In a democratic society, the judiciary is the corner-stone of law and justice. As an independent branch of government, it is critical to the balance of power in civil society. In supplanting parliament with the judiciary as the institution to change governments, that balance has been lost in Pakistan. The result has been repeated collapse and vacuum.
Each time a democratic government elected by the people was dismissed by the presidential fiat, it was followed by an electoral charade. Ballot boxes were fixed to achieve the desired, predetermined results. In a famous phrase, one president actually declared on the eve of the rigged elections: “I have bathed the dead body and all you have to do is bury it”. The boast was that the elite’s had taken care of the election results and only the formality of the exercise remained. Each time, the beneficiary of the meddling elite’s was the man now sentenced to life: Nawaz Sharif.
Lacking a popular mandate and at war with the popular leader, Nawaz Sharif resorted to desperate measures to keep himself in power. The entire financial, coercive, judicial, legislative and information resources of the state were abused in a vain attempt to crush the parliamentary opposition.
Each desperate act exposed the regime’s political weakness. Governance was neglected as the regime hounded the opposition. Unemployment and inflation ran rampant. The country went bankrupt forcing donors to reschedule loans.
Such was the state of affairs that one army chief publicly called upon the prime minister to give up his policies of paranoia and political vendetta. He was sacked. That sacking planted the seeds of the quarrel between the army and Nawaz. Unfortunately for Nawaz Sharif, whilst the powerful elite’s dominating the country’s power structure could win him power, the failure to give stability would erode their support for him. Neither side realized the economic consequences of neglecting governance to obliterate the opposition.
Neither side realized that the pre-requisites of an unjust campaign had serious side-effects: manipulating the judiciary, the legislature, the press, bankers, businessman and foreign investors. Such manipulation had its own repercussions, unraveling the facade of the democratic structure behind which the sequence of events had been staged.
Responsibility over the Kargil operation, which led to fierce border fighting between India and Pakistan last year, forced the final split between Nawaz and the elite’s that had brought him to power. In seeking to blame and sack the army chief over the Kargil incident, Nawaz divided his backers. Had the country not descended into financial and political chaos, Nawaz Sharif might have got away with it. But the popular discontent gave the military the public support needed to overthrow the Nawaz regime.
Nawaz had successfully sacked a military chief a year earlier. Then the atmosphere was different. The elite’s lauded him for the nuclear detonations which took place in the spring of 1998. The second sacking took place amidst the bitter ashes of the Kargil defeat in 1999. The humiliation of a unilateral withdrawal from Kargil, announced from Washington, giving the impression of dictation, vitiated the atmosphere.

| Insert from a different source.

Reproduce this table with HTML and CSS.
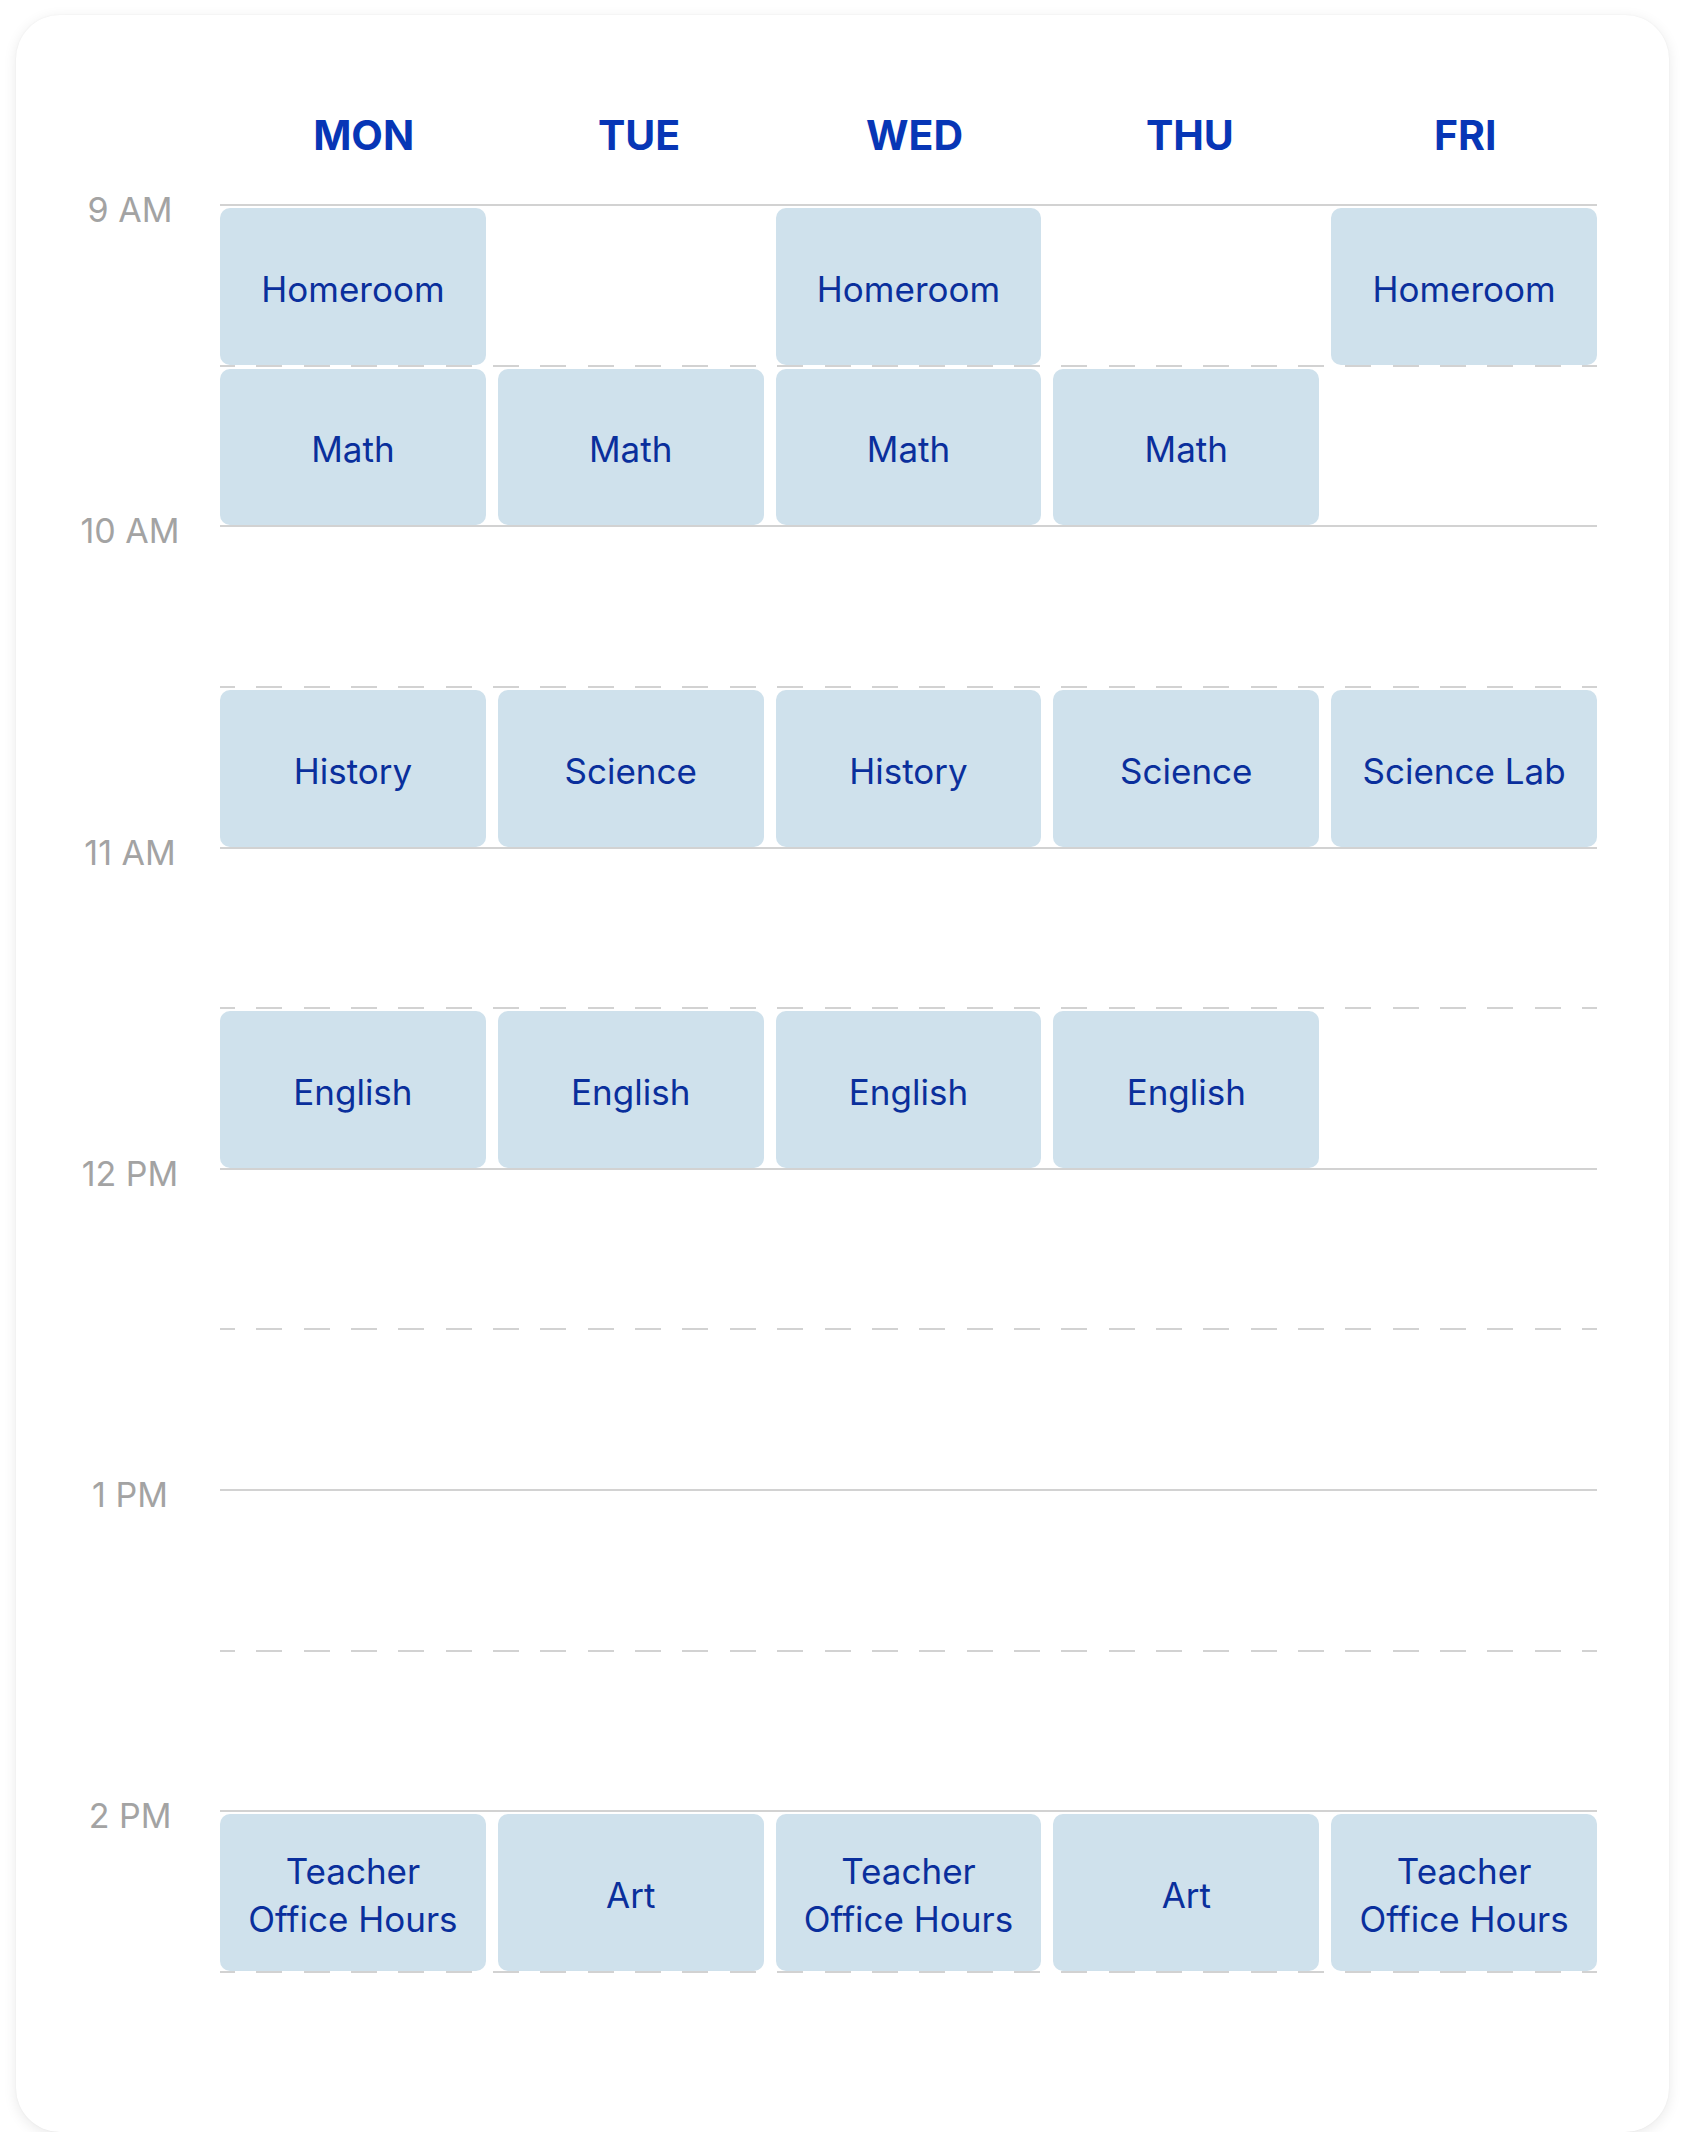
FILE: index.html
```html
<!DOCTYPE html>
<html lang="en">
<head>
<meta charset="UTF-8">
<title>Weekly Class Schedule</title>
<link rel="stylesheet" href="styles.css">
</head>
<body>

<div class="card">
    <div class="days">
        <div class="day">MON</div>
        <div class="day">TUE</div>
        <div class="day">WED</div>
        <div class="day">THU</div>
        <div class="day">FRI</div>
    </div>

    <!-- 9:00 -->
    <div class="slot">
        <div class="time">9 AM</div>
        <div class="cells hour">
            <div class="event">Homeroom</div>
            <div></div>
            <div class="event">Homeroom</div>
            <div></div>
            <div class="event">Homeroom</div>
        </div>
    </div>
    <!-- 9:30 -->
    <div class="slot">
        <div class="time"></div>
        <div class="cells half">
            <div class="event">Math</div>
            <div class="event">Math</div>
            <div class="event">Math</div>
            <div class="event">Math</div>
            <div></div>
        </div>
    </div>
    <!-- 10:00 -->
    <div class="slot">
        <div class="time">10 AM</div>
        <div class="cells hour"></div>
    </div>
    <!-- 10:30 -->
    <div class="slot">
        <div class="time"></div>
        <div class="cells half">
            <div class="event">History</div>
            <div class="event">Science</div>
            <div class="event">History</div>
            <div class="event">Science</div>
            <div class="event">Science Lab</div>
        </div>
    </div>
    <!-- 11:00 -->
    <div class="slot">
        <div class="time">11 AM</div>
        <div class="cells hour"></div>
    </div>
    <!-- 11:30 -->
    <div class="slot">
        <div class="time"></div>
        <div class="cells half">
            <div class="event">English</div>
            <div class="event">English</div>
            <div class="event">English</div>
            <div class="event">English</div>
            <div></div>
        </div>
    </div>
    <!-- 12:00 -->
    <div class="slot">
        <div class="time">12 PM</div>
        <div class="cells hour"></div>
    </div>
    <!-- 12:30 -->
    <div class="slot">
        <div class="time"></div>
        <div class="cells half"></div>
    </div>
    <!-- 1:00 -->
    <div class="slot">
        <div class="time">1 PM</div>
        <div class="cells hour"></div>
    </div>
    <!-- 1:30 -->
    <div class="slot">
        <div class="time"></div>
        <div class="cells half"></div>
    </div>
    <!-- 2:00 -->
    <div class="slot">
        <div class="time">2 PM</div>
        <div class="cells hour">
            <div class="event">Teacher<br>Office Hours</div>
            <div class="event">Art</div>
            <div class="event">Teacher<br>Office Hours</div>
            <div class="event">Art</div>
            <div class="event">Teacher<br>Office Hours</div>
        </div>
    </div>
    <!-- 2:30 -->
    <div class="slot">
        <div class="time"></div>
        <div class="cells half"></div>
    </div>
</div>

</body>
</html>
```

FILE: styles.css
```css
/* schedule card */
body {
    margin: 0;
    background-color: #ffffff;
    font-family: "Inter", "Noto Sans", sans-serif;
}
.card {
    width: 1653px;
    margin: 15px 0 0 16px;
    padding: 0 72px 0 38px;
    box-sizing: border-box;
    background-color: #ffffff;
    border-radius: 44px;
    box-shadow: 0 3px 14px rgba(0, 0, 0, 0.09), 0 0 2px rgba(0, 0, 0, 0.05);
}

/* day headers */
.days {
    display: grid;
    grid-template-columns: repeat(5, 1fr);
    height: 189px;
    box-sizing: border-box;
    padding-top: 96px;
    margin: 0 -6px 0 172px;
}
.day {
    text-align: center;
    font-size: 41px;
    font-weight: 700;
    line-height: 48px;
    color: #0736b6;
}

/* half hour rows */
.slot {
    display: flex;
    height: 160.65px;
}
.time {
    width: 152px;
    margin-right: 14px;
    margin-top: -15px;
    text-align: center;
    font-size: 34px;
    line-height: 42px;
    color: #a3a3a3;
}
.cells {
    flex: 1;
    display: grid;
    grid-template-columns: repeat(5, 1fr);
    column-gap: 12px;
    padding: 4px 0 0;
    box-sizing: border-box;
}
.cells.hour {
    background: linear-gradient(#d2d2d2, #d2d2d2) top left / 100% 2px no-repeat;
}
.cells.half {
    background: repeating-linear-gradient(to right,
        #d2d2d2 0 15px,
        transparent 15px 36.35px,
        #d2d2d2 36.35px 47.35px) top left / 100% 2px no-repeat;
}

/* class blocks */
.event {
    display: flex;
    align-items: center;
    justify-content: center;
    padding-top: 5px;
    box-sizing: border-box;
    background-color: #cfe1ec;
    border-radius: 10px;
    text-align: center;
    font-size: 35px;
    line-height: 48px;
    color: #0a2f9c;
}
```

The elites divided in their support of him. Nawaz fell when they withdrew their support. The new rulers are as insecure as Nawaz was during his tenure. Whilst the people backed the Nawaz sacking, public support for military rule is lacking.
Threats for the regime abound within the state structure itself. Nawaz Sharif may be behind bars but his political clout is still there within the establishment. As the political son and heir of the late General Zia, he was the establishment’s favorite. His ouster is the first fissure in the illiberal constituency built by General Zia during his long tenure. Nawaz may have gone to prison, but Pakistan is still run under the myopic policies of the elite’s. They have switched their support to Musharaf. Yet, unless the descent into economic chaos can be reversed, Musharaf is in trouble.
Uncertainty therefore haunts the new rulers. To please the conservative elite’s, they need to hound the democratic alternative. To consolidate their grip on the establishment, they need to eliminate Nawaz. Their pursuing of Nawaz and the popular forces is tinged with the same passion as Nawaz’s hounding of his Political advertise. It is more troublesome in that they are challenging both political parties and falling between two stools. Given that scenario, they dig the same hole Nawaz did: allowing the country to continue its slide into recession and social upheaval by concentrating on vendetta. The pursuit of political vendetta, and the thirst to seek their rivals’ elimination by abusing the judicial process complicates the crisis in Pakistan. It has three political fallout’s:
First, it boxes the rulers into a corner. Fear of retribution prevents the development of an exit strategy to take the country back to normality.
Second, it weakens civil institutions further as the army takes over administrative jobs.
Third, it leads to mis-governance and the prospect of popular discontent giving rise to new dangers. Dangers that the rulers might seek an external diversion from domestic woes which may lead to yet another armed conflict between India and Pakistan.
Fourth, in pursuing a child of the establishment, the establishment itself is strained and a revolt within its folds becomes a possibility. The fourth martial law in Pakistan presents General Musharaf with an opportunity to work with the political forces for an orderly transition back to civil society. In his ability to abandon persecution and embrace reconciliation, he can pave a fourth way forward for the military to withdraw. The previous withdrawals leave much to desire. The first martial law dictator, Ayub Khan, withdrew, amidst street riots calling for his hanging, by handing power over to his subordinate, General Yahya Khan. The second martial law dictator, Yahya, was forced to withdraw from power after humiliating the country with a shameful policy in East Pakistan which led to surrender before India. The third clung on to power until he went up in a ball of fire when his military aircraft crashed.
Musharaf, and his colleagues, who planned the coup, will rest better if they plan their exit through political consensus rather than tempt fate. Those who tempt fate, live to regret the day.